Grandma Angela arrived in New York City on June 11, 1909 as a steerage passenger aboard the S.S. Antonio Lopez sailing from Naples. She is listed on the manifest as Angela Carestia, and was 24 years old upon arrival. With her was her two and a half year-old son Italino (Uncle Tally), later to be known as Italo, or Jimmy. Their residence in Manoppelo was listed as the home of Grandma’s father, Amadio Carestia, who escorted them to the ship. Angela is described in the ship’s manifest as four feet, 11 inches in height, with brown hair, blue eyes and a scar on her right temple. But if I remember correctly, I think Dad once told me that she had one blue eye and one green one. Her destination was listed as c/o Smeriglio at the corner of Mott Avenue and Madison Street in Inwood, NY.

After settling in Inwood, Grandma and Grandpa Oliveri had five more children, William, Dominick, Dinnio (who was a twin; the other child was stillborn), Augustine (my Dad) and Mary, the youngest and only girl. They all eventually married, Tally to Helen, William to Florence Suhusky, Dominick to Stella (Sally) Nastick, Dinnio to Lucille Teasdale, Augustine to Jennie Bevilacqua, and Mary to John Mollo.

Uncle Tally and Aunt Helen had several children. I only knew one, Jimmy, who lived on Long Island.

Uncle Bill and Aunt Florence were the parents of Bill Jr., who lived in upstate New York and just passed away recently, and Natalie Gordon, presently living in California.

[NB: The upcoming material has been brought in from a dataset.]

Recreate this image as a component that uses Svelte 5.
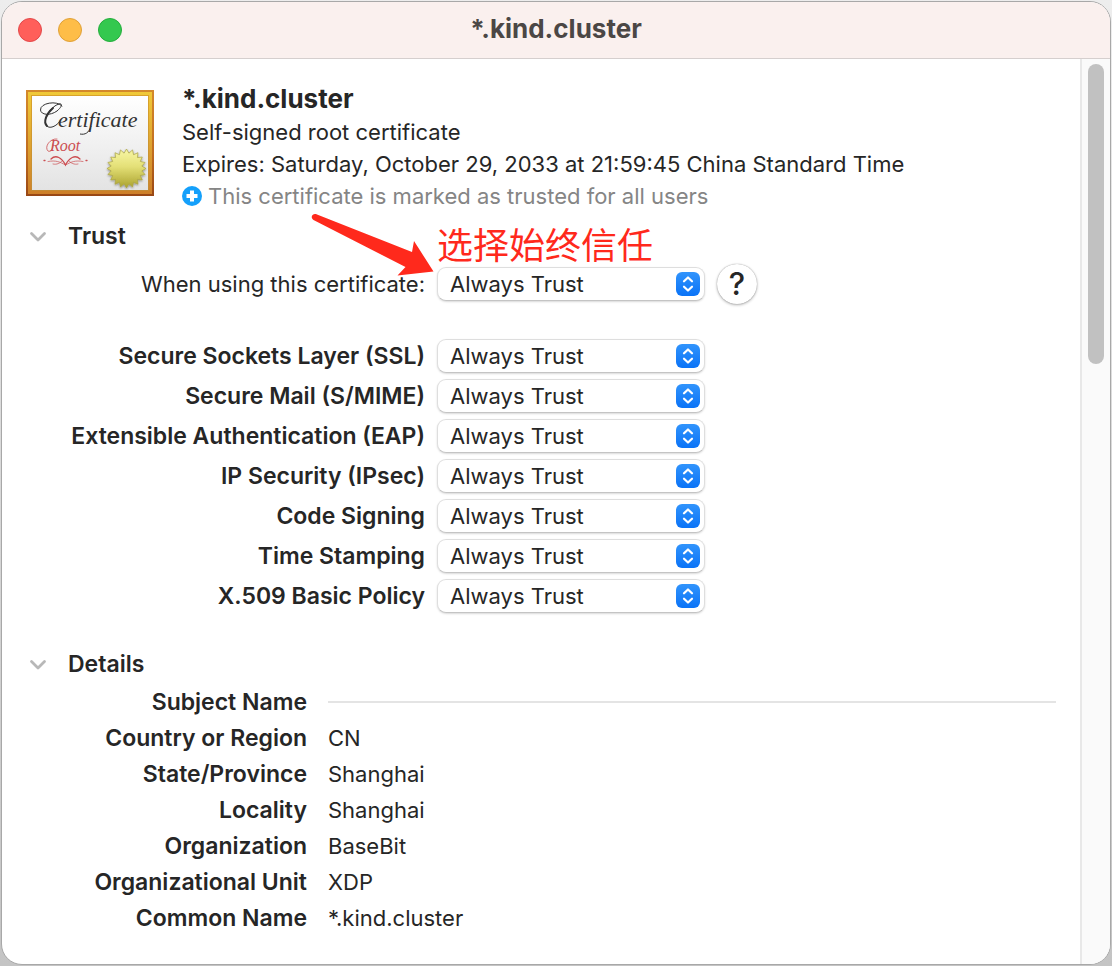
<script>
  const options = ['Always Trust', 'Never Trust', 'Use System Defaults'];
  const policies = [
    { label: 'Secure Sockets Layer (SSL)', id: 'ssl' },
    { label: 'Secure Mail (S/MIME)', id: 'smime' },
    { label: 'Extensible Authentication (EAP)', id: 'eap' },
    { label: 'IP Security (IPsec)', id: 'ipsec' },
    { label: 'Code Signing', id: 'code' },
    { label: 'Time Stamping', id: 'time' },
    { label: 'X.509 Basic Policy', id: 'x509' }
  ];
  const details = [
    ['Country or Region', 'CN'],
    ['State/Province', 'Shanghai'],
    ['Locality', 'Shanghai'],
    ['Organization', 'BaseBit'],
    ['Organizational Unit', 'XDP'],
    ['Common Name', '*.kind.cluster']
  ];
  const points = 20;
  const seal = Array.from({ length: points * 2 }, (_, i) => {
    const r = i % 2 ? 15.5 : 19.5;
    const a = (i * Math.PI) / points - Math.PI / 2;
    return `${(100.5 + r * Math.cos(a)).toFixed(2)},${(78.5 + r * Math.sin(a)).toFixed(2)}`;
  }).join(' ');
</script>

{#snippet popup(id)}
  <span class="popup">
    <select {id}>
      {#each options as option}<option>{option}</option>{/each}
    </select>
    <svg class="steppers" viewBox="0 0 24 24" aria-hidden="true">
      <defs>
        <linearGradient id="blue-{id}" x1="0" y1="0" x2="0" y2="1">
          <stop offset="0" stop-color="#3194fc" /><stop offset="1" stop-color="#0a73f7" />
        </linearGradient>
      </defs>
      <rect width="24" height="24" rx="6" fill="url(#blue-{id})" />
      <path d="M8 9.3 12 5.5 16 9.3M8 14.7 12 18.5 16 14.7" fill="none" stroke="#fff" stroke-width="2.2" stroke-linecap="round" stroke-linejoin="round" />
    </svg>
  </span>
{/snippet}

{#snippet disclosure(title)}
  <button class="disclosure" aria-expanded="true">
    <svg viewBox="0 0 24 24" aria-hidden="true"><path d="M5.5 9.5 12 16 18.5 9.5" fill="none" stroke="#b8b8b8" stroke-width="2.8" stroke-linecap="round" stroke-linejoin="round" /></svg>
    <span>{title}</span>
  </button>
{/snippet}

<main class="window">
  <header class="titlebar">
    <div class="lights">
      <button class="light red" aria-label="Close"></button>
      <button class="light yellow" aria-label="Minimize"></button>
      <button class="light green" aria-label="Zoom"></button>
    </div>
    <div class="title">*.kind.cluster</div>
  </header>

  <div class="body">
    <div class="content">
      <section class="summary">
        <svg class="certificate" viewBox="0 0 128 106" role="img" aria-label="Root certificate">
          <defs>
            <linearGradient id="frame" x1="0" y1="0" x2="0" y2="1">
              <stop offset="0" stop-color="#d4892b" /><stop offset=".6" stop-color="#c06c20" /><stop offset="1" stop-color="#984715" />
            </linearGradient>
            <linearGradient id="gold" x1="0" y1="0" x2="0" y2="1">
              <stop offset="0" stop-color="#f0c938" /><stop offset="1" stop-color="#cd7f29" />
            </linearGradient>
            <linearGradient id="inset" x1="0" y1="0" x2="0" y2="1">
              <stop offset="0" stop-color="#d9a32b" /><stop offset="1" stop-color="#c38a35" />
            </linearGradient>
            <linearGradient id="paper" x1="0" y1="0" x2="0" y2="1">
              <stop offset="0" stop-color="#fff" /><stop offset="1" stop-color="#e3e3e3" />
            </linearGradient>
            <linearGradient id="seal" x1="0" y1="0" x2="0" y2="1">
              <stop offset="0" stop-color="#f8f7a6" /><stop offset=".45" stop-color="#e4e077" /><stop offset="1" stop-color="#aaa22e" />
            </linearGradient>
            <filter id="shade" x="-20%" y="-20%" width="140%" height="140%">
              <feDropShadow dx="0" dy="1" stdDeviation="1" flood-opacity=".4" />
            </filter>
          </defs>
          <rect width="128" height="106" fill="url(#frame)" />
          <rect x="2" y="2" width="124" height="102" fill="url(#gold)" />
          <rect x="5.5" y="5.5" width="117" height="95" fill="url(#paper)" stroke="url(#inset)" />
          <g fill="none" stroke="#333" stroke-linecap="round">
            <path d="M36 16C31 10 14 13 14.5 20C15 25 24 26 31 21C37 16 36 13 33 14C25 16 17 29 20 35C23 40 31 36 34 31" stroke-width="1" />
            <path d="M27 18C20 24 17 32 21 36" stroke-width="2" />
          </g>
          <text class="script" x="32" y="37" font-size="22" fill="#333">ertificate</text>
          <path d="M65 36C63 43 59 45 54 44" fill="none" stroke="#333" />
          <g fill="none" stroke="#cc4d51" stroke-linecap="round">
            <path d="M31 49C24 48 18 57 22 61C25 63 28 57 27 54" stroke-width=".8" />
            <path d="M18 70.5H19M60 70.5H61M25 69C30 64 36 68 39.5 75C43 68 49 64 54 69" stroke-width="1.3" />
            <path d="M22 71.5C30 70 34 72 39.5 75C45 72 49 70 57 71.5M27 74C31 75 34 73 36 71M52 74C48 75 45 73 43 71" stroke-width=".7" />
          </g>
          <text class="script" x="24" y="61" font-size="16" fill="#cc4d51">Root</text>
          <polygon points={seal} fill="url(#seal)" stroke="#aaa442" stroke-width=".7" filter="url(#shade)" />
        </svg>
        <div class="facts">
          <h1>*.kind.cluster</h1>
          <p>Self-signed root certificate</p>
          <p>Expires: Saturday, October 29, 2033 at 21:59:45 China Standard Time</p>
          <p class="trusted">
            <svg viewBox="0 0 20 20" aria-hidden="true"><circle cx="10" cy="10" r="10" fill="#14a0fb" /><path d="M10 4.5V15.5M4.5 10H15.5" stroke="#fff" stroke-width="4" /></svg>
            <span>This certificate is marked as trusted for all users</span>
          </p>
        </div>
      </section>

      <section class="trust">
        {@render disclosure('Trust')}
        <div class="row overall">
          <label for="all">When using this certificate:</label>
          {@render popup('all')}
          <button class="help" aria-label="Help">?</button>
          <div class="note">
            <svg viewBox="0 0 126 66" aria-hidden="true"><path d="M7 2.5 102 40 104 29 123.5 59.5 87.500 63.500 95.5 55 3.5 8C-.5 5 3 .5 7 2.5Z" fill="#ff291c" /></svg>
            <span lang="zh-CN">选择始终信任</span>
          </div>
        </div>
        {#each policies as policy}
          <div class="row">
            <label class="strong" for={policy.id}>{policy.label}</label>
            {@render popup(policy.id)}
          </div>
        {/each}
      </section>

      <section class="details">
        {@render disclosure('Details')}
        <div class="pair"><h2>Subject Name</h2><hr /></div>
        <dl>
          {#each details as [name, value]}
            <div class="pair"><dt>{name}</dt><dd>{value}</dd></div>
          {/each}
        </dl>
      </section>
    </div>
    <div class="gutter"><div class="thumb"></div></div>
  </div>
</main>

<style>
  :global(body) {
    min-height: 100vh;
    padding: 1px;
    background: linear-gradient(#ededed, #c4c4c4);
  }
  :global(*) {
    box-sizing: border-box;
  }
  .window {
    display: flex;
    flex-direction: column;
    min-height: calc(100vh - 2px);
    border: 1px solid #a8a8a8;
    border-radius: 21px;
    overflow: hidden;
    background: #fff;
    color: #262626;
    font: 22px/32px Inter, 'Noto Sans CJK SC', sans-serif;
  }
  h1, h2, p, dl, dd, hr { margin: 0; }
  button, select { font: inherit; color: inherit; }
  .titlebar {
    display: grid;
    grid-template-columns: 1fr auto 1fr;
    align-items: center;
    height: 57px;
    padding: 0 16px;
    border-bottom: 1px solid #d5cfce;
    background: #faf0ee;
  }
  .lights { display: flex; gap: 16px; }
  .light {
    width: 24px;
    height: 24px;
    padding: 0;
    border: 1px solid;
    border-radius: 50%;
  }
  .red { background: #ff5f5a; border-color: #e2484a; }
  .yellow { background: #febd48; border-color: #dfa038; }
  .green { background: #34c84f; border-color: #24ad3c; }
  .title { padding-bottom: 2px; font-size: 26px; font-weight: 700; color: #4b4745; }
  .body { display: flex; flex: 1; }
  .content { flex: 1; min-width: 0; padding: 24px; }
  .gutter {
    width: 30px;
    padding: 5px 6px;
    border-left: 2px solid #e8e8e8;
    background: #fafafa;
  }
  .thumb { width: 16px; height: 300px; border-radius: 8px; background: #c1c1c1; }
  .summary { display: flex; gap: 28px; }
  .certificate { flex: none; width: 128px; height: 106px; margin-top: 7px; }
  .script { font-family: 'Liberation Serif', serif; font-style: italic; }
  h1 { margin-bottom: 1px; font-size: 26px; font-weight: 700; line-height: 32px; }
  .trusted { display: flex; align-items: center; gap: 6px; color: #858585; }
  .trusted svg { width: 20px; height: 20px; }
  .disclosure {
    display: flex;
    align-items: center;
    gap: 18px;
    padding: 0;
    border: 0;
    background: none;
    font-size: 23px;
    font-weight: 600;
  }
  .disclosure svg { width: 24px; height: 24px; }
  .trust { margin-top: 8px; }
  .row {
    display: grid;
    grid-template-columns: 399px 268px auto;
    justify-content: start;
    align-items: center;
    column-gap: 12px;
    height: 40px;
  }
  .row label { text-align: right; white-space: nowrap; }
  .row .strong { font-size: 23px; font-weight: 600; }
  .overall { position: relative; margin: 12px 0 32px; }
  .popup { display: grid; align-items: center; }
  .popup > * { grid-area: 1 / 1; }
  select {
    appearance: none;
    width: 100%;
    height: 34px;
    padding: 0 36px 0 12px;
    border: 1px solid #dedede;
    border-bottom-color: #c4c4c4;
    border-radius: 9px;
    background: #fff;
    box-shadow: 0 1px 2px #00000026;
  }
  .steppers { justify-self: end; width: 24px; height: 24px; margin-right: 5px; pointer-events: none; }
  .help {
    width: 40px;
    height: 40px;
    padding: 0;
    border: 0;
    border-radius: 50%;
    background: #fff;
    box-shadow: 0 0 1px #00000066, 0 1px 3px #0000004d;
    font-size: 31px;
    font-weight: 500;
    line-height: 40px;
  }
  .note {
    position: absolute;
    left: 284px;
    top: -52px;
    display: flex;
    pointer-events: none;
    color: #ff291c;
    font: 36px/52px 'Noto Sans CJK SC', sans-serif;
  }
  .note svg { width: 126px; height: 66px; }
  .note span { white-space: nowrap; margin: 5px 0 0 1px; }
  .details { margin-top: 32px; }
  .details .disclosure { margin-bottom: 4px; }
  .pair {
    display: grid;
    grid-template-columns: 281px 1fr;
    column-gap: 21px;
    align-items: center;
    min-height: 36px;
  }
  h2, dt { font-size: 23px; font-weight: 600; text-align: right; }
  hr { border: 0; border-top: 2px solid #e4e4e4; }
</style>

Uncle Dominick and Aunt Stella (Sally) lived in Havre de Grace, MD, and had two children, Michael and Angelina. They later adopted a third, June Marie Oliveri Spangler, who now lives in Spout Spring, VA.

Uncle Dinnio and Aunt Lucille lived on Long Island and had two daughters, Jean McDonald and Joyce Palchynsky. Ironically, Uncle Din (my godfather) passed away in July of 2009 on my birthday.

Augustine (Augie) and Jennie, my parents, had five children: James (me), Carol Ann, Suzanne, Denise and Augie Jr.

The extended family seems to have grown quite large in recent years. We have countless cousins from the various unions listed above, many of whom, I’m ashamed to say, I’ve never met. Perhaps it’s time to think about some form of reunion where we can all become acquainted, or reacquainted as the case may be. We may all regret not having done so in the future. I’ll give that some thought and get back to you. In the meantime, if you have any information to be added to this history, I would welcome hearing from you.

8 Comments

  1. John Capobianco Jr said,

    Great job as usual. I think it’s very important to let our children know where we came from and what our grandparents did to get here. You said it perfectly as usual

  2. Suzanne Catropa said,

    You are just amazing brother!! I had forgotten many of those incidents, ( maybe intentionally!), and it was so much fun to recapture them. More to come, I hope!!

    • yeeditor said,

      Thanks guys! I’m having a lot of fun with these stories, especially since I can’t find a job doing this kind of work!

  3. Cousin Michael Mollo said,

    Gave me goosebups reading this…Thanks for the legwork. There is much here I did not know of. I in for a reunion anytime…Great job Cousin Jim..This made my day.

  4. Alannah said,

    Hey there! I’ve been reading your site for a while now and finally got the
    courage to go ahead and give you a shout out
    from Porter Tx! Just wanted to tell you keep up the fantastic job!

  5. LAURA GENTILE said,

    my great grandfather was the Smiriglio you are talking about
    stareted first bank in Inwood

    • yeeditor said,

      Hi, Laura! Thank you for the information! I’m always happy to get feedback to add to the record.